Posted by: Another Thought | March 29, 2004 at 05:33 PM
I do actually find the accusation that Clarke is spinning for Clinton pretty convincing.
But while you no doubt have a bright future as a screenwriter, Tom, your portrait of Bush does not accord with mine. During the runup to the war he was willing to throw most any accusation at Saddam, and he never gave any speeches saying "though Iraq clearly has no ties whatsoever to 9/11, there are still many good reasons to invade it". I'm pretty sure Bush would have been happy to find a good strong Iraq-9/11 link.
Also, Clarke's accusation that pre 9/11 Bush considered the threat of terrorism "important but not urgent" is backed up by Bush himself in Woodward's book. The quote where Bush says there was no urgency about terorism is sweeping the left-wing blogosphere. It is understandable, even defensible, that neither Bush or Clinton had no sense of urgency, and it does not make either one of them Hitler. That said, I'm surprised Bush unleashed the attack dogs on Clarke's relatively uncontroversial critique.

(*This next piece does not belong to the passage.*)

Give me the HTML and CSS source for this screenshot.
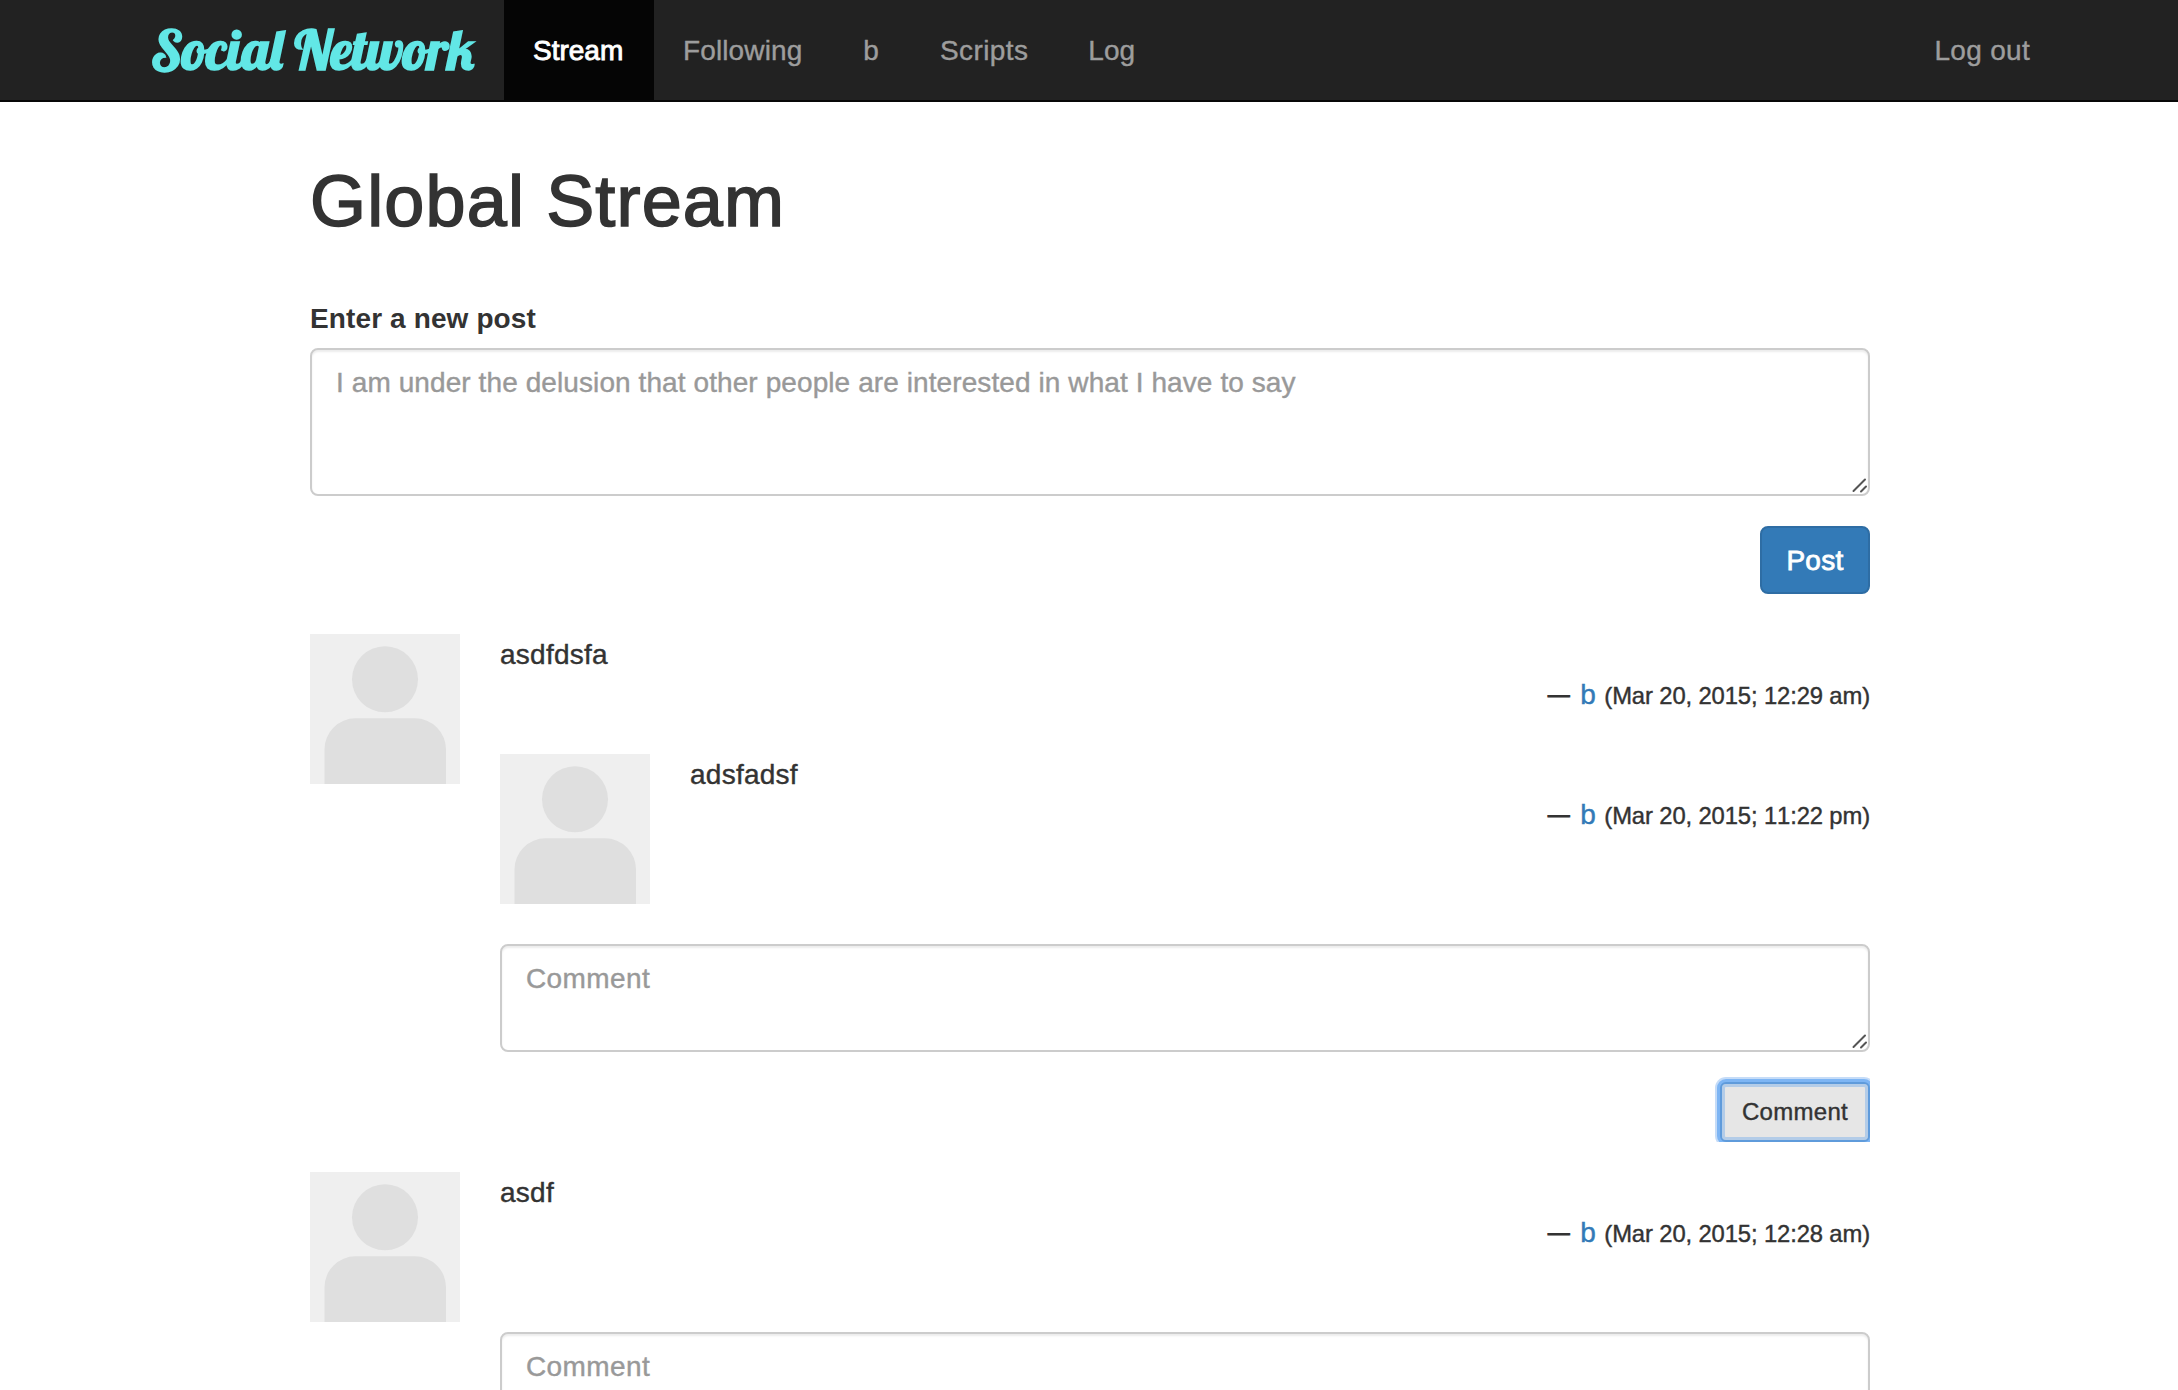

That Frist speech is one of the nastier pieces of rhetoric of this young year. He accuses Clarke of profiteering off the 9/11 dead, as if anyone who writes a book about 9/11 is exploiting it. At least he's not having a convention on Ground Zero or anything. Frist also backed up on that perjury accusation, admitting he had no idea if Clarke did perjure himself in testimony. Accusing people of crimes without evidence is not a good idea.
And fair enough on the point about the term 'obssessive', though no-one would have minded if Bush (and Clinton) were a lot more obssessive about Al-Quaeda.
Posted by: sym | March 29, 2004 at 05:37 PM
Jon Stewart and TDS will consummate their relationship with Clarke tonight...
Posted by: HH | March 29, 2004 at 06:19 PM
Just wanted to put in my $0.02 worth.
IIRC, in order to enable debate, what is said on the House or Senate floor is exempt from laws governing slander, or the bar is set much higher than in other venues. That is why Frist was able to attack Clark very hard on the Senate floor, but seemed to backpedal once he was off of it (and liable).